--- START ---
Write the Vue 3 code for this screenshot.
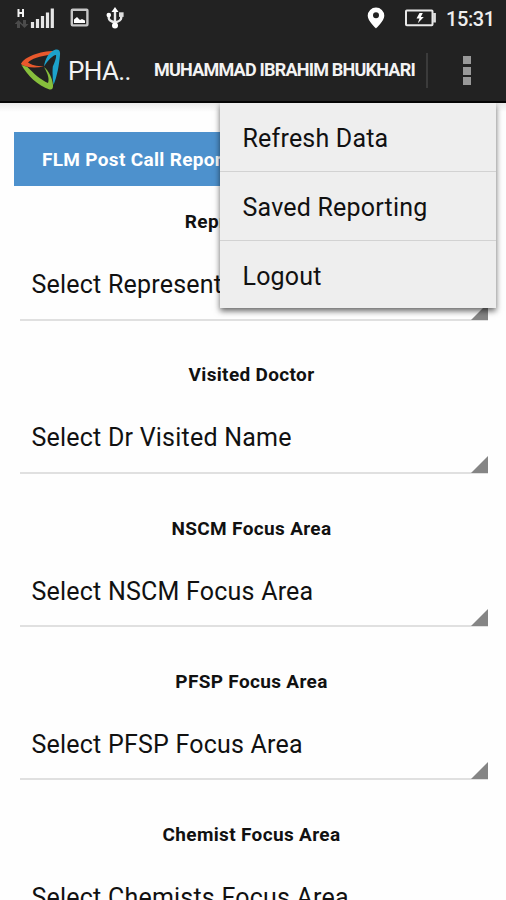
<script setup>
const fields = [
  { label: 'Representative', value: 'Select Representative' },
  { label: 'Visited Doctor', value: 'Select Dr Visited Name' },
  { label: 'NSCM Focus Area', value: 'Select NSCM Focus Area' },
  { label: 'PFSP Focus Area', value: 'Select PFSP Focus Area' },
  { label: 'Chemist Focus Area', value: 'Select Chemists Focus Area' },
]
const menu = ['Refresh Data', 'Saved Reporting', 'Logout']
</script>

<template>
  <div class="screen">
    <div class="status">
      <svg class="signal" width="40" height="24" viewBox="0 0 40 24">
        <path d="M3.500 3v8M8 3v8M3.500 7H8" stroke="#f2f2f2" stroke-width="2" fill="none" />
        <path d="M3.500 14l4 4H5v4H2v-4H-.5zM9.500 22l-4-4H8v-4h3v4h2.500z" fill="#4b4b4b" />
        <path d="M17.500 22v-6M22.500 22v-9M27.500 22V10M32.500 22V6.500M37.300 22V2.500" stroke="#e6e6e6" stroke-width="3.200" />
      </svg>
      <svg class="picture" width="20" height="20" viewBox="0 0 20 20">
        <rect x="1.800" y="1.800" width="15.600" height="15.600" rx=".8" fill="none" stroke="#c6c6c6" stroke-width="2.400" />
        <path d="M4 15v-3.500l3-2.500 3 3 2-1 3 1.500V15z" fill="#fff" />
      </svg>
      <svg class="usb" width="18" height="22" viewBox="0 0 18 22">
        <path d="M9 3v16M2.800 8v3.200Q3 14 9 15.500Q15 14 15.200 11V7.500" fill="none" stroke="#e8e8e8" stroke-width="2.400" />
        <path d="M9 0l3.500 5H5.500z" fill="#fff" />
        <circle cx="2.800" cy="8" r="2.300" fill="#fff" />
        <rect x="13" y="5.300" width="4.600" height="4.600" fill="#ddd" />
        <circle cx="9" cy="18.500" r="3" fill="#fff" />
      </svg>
      <svg class="pin" width="18" height="22" viewBox="0 0 18 22">
        <path fill-rule="evenodd" d="M9 .5a8.300 8.300 0 0 1 8.300 8.300C17.300 14 9 21.500 9 21.500S.7 14 .7 8.800A8.300 8.300 0 0 1 9 .5zM9 5.200a3 3 0 1 0 0 6 3 3 0 0 0 0-6z" fill="#fff" />
      </svg>
      <svg class="battery" width="32" height="18" viewBox="0 0 32 18">
        <rect x="1" y="1.400" width="26.500" height="14.800" rx=".8" fill="none" stroke="#e8e8e8" stroke-width="2" />
        <path d="M29.500 4v9.500" stroke="#ddd" stroke-width="2.800" />
        <path d="M14.500 4L11.500 9.500h3L12.800 14.200 18.800 8H15.800l2-4z" fill="#fff" />
      </svg>
      <span class="clock">15:31</span>
    </div>

    <div class="appbar">
      <svg class="logo" width="42" height="42" viewBox="0 0 42 42">
        <path fill="#e8582c" d="M.8 15C5 7.500 20 1.800 35.500 2L31 5.800C20 7 11 10 8 13.500C11 16 16 17 24 17.500C14 19.500 5 18.500 .8 15z" />
        <path fill="#87bf3c" d="M1.500 16C7 26 18 37 29.500 40.500C32 41 33.300 39.500 33 36C32.500 29 28.500 21.500 24 18C28 25 29.500 30 28 34C21 31 13 24 7.500 18z" />
        <path fill="#1ca2cb" d="M35 .8C38.500 -.2 40.500 1.500 40 6C39.300 15 37 28 33.500 36C32.500 30 32.300 23 32.800 17.500C35.300 12 36.500 8 36 6C32.500 6.500 28 11 24 17.500C25 10 29 3 35 .8z" />
      </svg>
      <span class="title">PHA..</span>
      <span class="user">MUHAMMAD IBRAHIM BHUKHARI</span>
      <span class="divider"></span>
      <div class="more"><i></i><i></i><i></i></div>
    </div>

    <main>
      <div class="banner">FLM Post Call Reporting</div>
      <section v-for="f in fields" :key="f.label" class="field">
        <div class="label">{{ f.label }}</div>
        <div class="select">
          <span>{{ f.value }}</span>
          <svg class="corner" width="17" height="17" viewBox="0 0 17 17"><path d="M17 0v17H0z" fill="#858585" /></svg>
        </div>
      </section>
    </main>

    <div class="menu">
      <div v-for="m in menu" :key="m" class="item"><span>{{ m }}</span></div>
    </div>
  </div>
</template>

<style>
body { margin: 0; background: #fefefe; }
</style>

<style scoped>
.screen { position: relative; width: 506px; height: 900px; overflow: hidden; background: #fefefe; font-family: Roboto, "Liberation Sans", sans-serif; color: #111; }
.screen * { box-sizing: border-box; }
svg { display: block; flex: none; }
.status { display: flex; align-items: flex-start; height: 36px; background: #222; color: #eee; }
.signal { margin: 6px 0 0 15px; }
.picture { margin: 8px 0 0 15px; }
.usb { margin: 7px 0 0 16px; }
.pin { margin: 7px 0 0 243px; }
.battery { margin: 9px 0 0 20px; }
.clock { margin: 7px 0 0 9px; font-size: 20px; line-height: 24px; font-weight: 500; letter-spacing: -.4px; white-space: nowrap; }
.appbar { display: flex; align-items: center; height: 67px; background: #222; border-bottom: 2px solid #050505; color: #f3f3f3; white-space: nowrap; }
.logo { margin: 3px 0 0 20px; }
.title { flex: none; width: 86px; padding-left: 6px; font-size: 26px; line-height: 32px; margin-top: 4px; letter-spacing: -.6px; }
.user { flex: none; width: 278px; padding-left: 6px; margin-top: 3px; font-size: 18px; line-height: 24px; font-weight: 700; letter-spacing: -.78px; }
.divider { flex: none; width: 2px; height: 35px; margin-top: 3px; background: #3b3b3b; }
.more { display: flex; flex: none; flex-direction: column; gap: 2.500px; margin: 4px 0 0 35px; }
.more i { width: 8px; height: 8px; background: #999; }
main { padding-top: 29px; background: linear-gradient(#e9e9e9, #fefefe 9px); }
.banner { width: 276px; height: 54px; margin-left: 14px; padding-left: 28px; line-height: 55px; background: #4d91cd; color: #fff; font-size: 19px; font-weight: 700; letter-spacing: .32px; white-space: nowrap; }
.field { height: 153.300px; padding: 0 18px 0 20px; }
.label { height: 72px; padding-right: 5px; line-height: 72px; text-align: center; font-size: 19px; font-weight: 700; letter-spacing: .34px; }
.select { display: flex; justify-content: space-between; align-items: flex-end; height: 62.500px; border-bottom: 2px solid #e0e0e0; padding-left: 11.500px; }
.select span { align-self: flex-start; font-size: 25px; line-height: 53px; letter-spacing: .22px; white-space: nowrap; }
.corner { margin-bottom: -1px; }
.menu { position: absolute; top: 103px; left: 220px; width: 276px; height: 205px; background: #eee; box-shadow: 0 3px 6px rgba(0, 0, 0, .6); clip-path: inset(0 -14px -14px -14px); }
.item { height: 69px; padding-left: 22.500px; border-bottom: 1px solid #d2d2d2; font-size: 25px; line-height: 71px; letter-spacing: .2px; white-space: nowrap; }
.item:last-child { border-bottom: 0; height: 67px; }
</style>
--- END ---
* Task requirements
Retype each line of the listing above word for word. Exclude the pictures.

* Response to this exercise
Write the Vue 3 code for this screenshot.
<script setup>
const fields = [
  { label: 'Representative', value: 'Select Representative' },
  { label: 'Visited Doctor', value: 'Select Dr Visited Name' },
  { label: 'NSCM Focus Area', value: 'Select NSCM Focus Area' },
  { label: 'PFSP Focus Area', value: 'Select PFSP Focus Area' },
  { label: 'Chemist Focus Area', value: 'Select Chemists Focus Area' },
]
const menu = ['Refresh Data', 'Saved Reporting', 'Logout']
</script>

<template>
  <div class="screen">
    <div class="status">
      <svg class="signal" width="40" height="24" viewBox="0 0 40 24">
        <path d="M3.500 3v8M8 3v8M3.500 7H8" stroke="#f2f2f2" stroke-width="2" fill="none" />
        <path d="M3.500 14l4 4H5v4H2v-4H-.5zM9.500 22l-4-4H8v-4h3v4h2.500z" fill="#4b4b4b" />
        <path d="M17.500 22v-6M22.500 22v-9M27.500 22V10M32.500 22V6.500M37.300 22V2.500" stroke="#e6e6e6" stroke-width="3.200" />
      </svg>
      <svg class="picture" width="20" height="20" viewBox="0 0 20 20">
        <rect x="1.800" y="1.800" width="15.600" height="15.600" rx=".8" fill="none" stroke="#c6c6c6" stroke-width="2.400" />
        <path d="M4 15v-3.500l3-2.500 3 3 2-1 3 1.500V15z" fill="#fff" />
      </svg>
      <svg class="usb" width="18" height="22" viewBox="0 0 18 22">
        <path d="M9 3v16M2.800 8v3.200Q3 14 9 15.500Q15 14 15.200 11V7.500" fill="none" stroke="#e8e8e8" stroke-width="2.400" />
        <path d="M9 0l3.500 5H5.500z" fill="#fff" />
        <circle cx="2.800" cy="8" r="2.300" fill="#fff" />
        <rect x="13" y="5.300" width="4.600" height="4.600" fill="#ddd" />
        <circle cx="9" cy="18.500" r="3" fill="#fff" />
      </svg>
      <svg class="pin" width="18" height="22" viewBox="0 0 18 22">
        <path fill-rule="evenodd" d="M9 .5a8.300 8.300 0 0 1 8.300 8.300C17.300 14 9 21.500 9 21.500S.7 14 .7 8.800A8.300 8.300 0 0 1 9 .5zM9 5.200a3 3 0 1 0 0 6 3 3 0 0 0 0-6z" fill="#fff" />
      </svg>
      <svg class="battery" width="32" height="18" viewBox="0 0 32 18">
        <rect x="1" y="1.400" width="26.500" height="14.800" rx=".8" fill="none" stroke="#e8e8e8" stroke-width="2" />
        <path d="M29.500 4v9.500" stroke="#ddd" stroke-width="2.800" />
        <path d="M14.500 4L11.500 9.500h3L12.800 14.200 18.800 8H15.800l2-4z" fill="#fff" />
      </svg>
      <span class="clock">15:31</span>
    </div>

    <div class="appbar">
      <svg class="logo" width="42" height="42" viewBox="0 0 42 42">
        <path fill="#e8582c" d="M.8 15C5 7.500 20 1.800 35.500 2L31 5.800C20 7 11 10 8 13.500C11 16 16 17 24 17.500C14 19.500 5 18.500 .8 15z" />
        <path fill="#87bf3c" d="M1.500 16C7 26 18 37 29.500 40.500C32 41 33.300 39.500 33 36C32.500 29 28.500 21.500 24 18C28 25 29.500 30 28 34C21 31 13 24 7.500 18z" />
        <path fill="#1ca2cb" d="M35 .8C38.500 -.2 40.500 1.500 40 6C39.300 15 37 28 33.500 36C32.500 30 32.300 23 32.800 17.500C35.300 12 36.500 8 36 6C32.500 6.500 28 11 24 17.500C25 10 29 3 35 .8z" />
      </svg>
      <span class="title">PHA..</span>
      <span class="user">MUHAMMAD IBRAHIM BHUKHARI</span>
      <span class="divider"></span>
      <div class="more"><i></i><i></i><i></i></div>
    </div>

    <main>
      <div class="banner">FLM Post Call Reporting</div>
      <section v-for="f in fields" :key="f.label" class="field">
        <div class="label">{{ f.label }}</div>
        <div class="select">
          <span>{{ f.value }}</span>
          <svg class="corner" width="17" height="17" viewBox="0 0 17 17"><path d="M17 0v17H0z" fill="#858585" /></svg>
        </div>
      </section>
    </main>

    <div class="menu">
      <div v-for="m in menu" :key="m" class="item"><span>{{ m }}</span></div>
    </div>
  </div>
</template>

<style>
body { margin: 0; background: #fefefe; }
</style>

<style scoped>
.screen { position: relative; width: 506px; height: 900px; overflow: hidden; background: #fefefe; font-family: Roboto, "Liberation Sans", sans-serif; color: #111; }
.screen * { box-sizing: border-box; }
svg { display: block; flex: none; }
.status { display: flex; align-items: flex-start; height: 36px; background: #222; color: #eee; }
.signal { margin: 6px 0 0 15px; }
.picture { margin: 8px 0 0 15px; }
.usb { margin: 7px 0 0 16px; }
.pin { margin: 7px 0 0 243px; }
.battery { margin: 9px 0 0 20px; }
.clock { margin: 7px 0 0 9px; font-size: 20px; line-height: 24px; font-weight: 500; letter-spacing: -.4px; white-space: nowrap; }
.appbar { display: flex; align-items: center; height: 67px; background: #222; border-bottom: 2px solid #050505; color: #f3f3f3; white-space: nowrap; }
.logo { margin: 3px 0 0 20px; }
.title { flex: none; width: 86px; padding-left: 6px; font-size: 26px; line-height: 32px; margin-top: 4px; letter-spacing: -.6px; }
.user { flex: none; width: 278px; padding-left: 6px; margin-top: 3px; font-size: 18px; line-height: 24px; font-weight: 700; letter-spacing: -.78px; }
.divider { flex: none; width: 2px; height: 35px; margin-top: 3px; background: #3b3b3b; }
.more { display: flex; flex: none; flex-direction: column; gap: 2.500px; margin: 4px 0 0 35px; }
.more i { width: 8px; height: 8px; background: #999; }
main { padding-top: 29px; background: linear-gradient(#e9e9e9, #fefefe 9px); }
.banner { width: 276px; height: 54px; margin-left: 14px; padding-left: 28px; line-height: 55px; background: #4d91cd; color: #fff; font-size: 19px; font-weight: 700; letter-spacing: .32px; white-space: nowrap; }
.field { height: 153.300px; padding: 0 18px 0 20px; }
.label { height: 72px; padding-right: 5px; line-height: 72px; text-align: center; font-size: 19px; font-weight: 700; letter-spacing: .34px; }
.select { display: flex; justify-content: space-between; align-items: flex-end; height: 62.500px; border-bottom: 2px solid #e0e0e0; padding-left: 11.500px; }
.select span { align-self: flex-start; font-size: 25px; line-height: 53px; letter-spacing: .22px; white-space: nowrap; }
.corner { margin-bottom: -1px; }
.menu { position: absolute; top: 103px; left: 220px; width: 276px; height: 205px; background: #eee; box-shadow: 0 3px 6px rgba(0, 0, 0, .6); clip-path: inset(0 -14px -14px -14px); }
.item { height: 69px; padding-left: 22.500px; border-bottom: 1px solid #d2d2d2; font-size: 25px; line-height: 71px; letter-spacing: .2px; white-space: nowrap; }
.item:last-child { border-bottom: 0; height: 67px; }
</style>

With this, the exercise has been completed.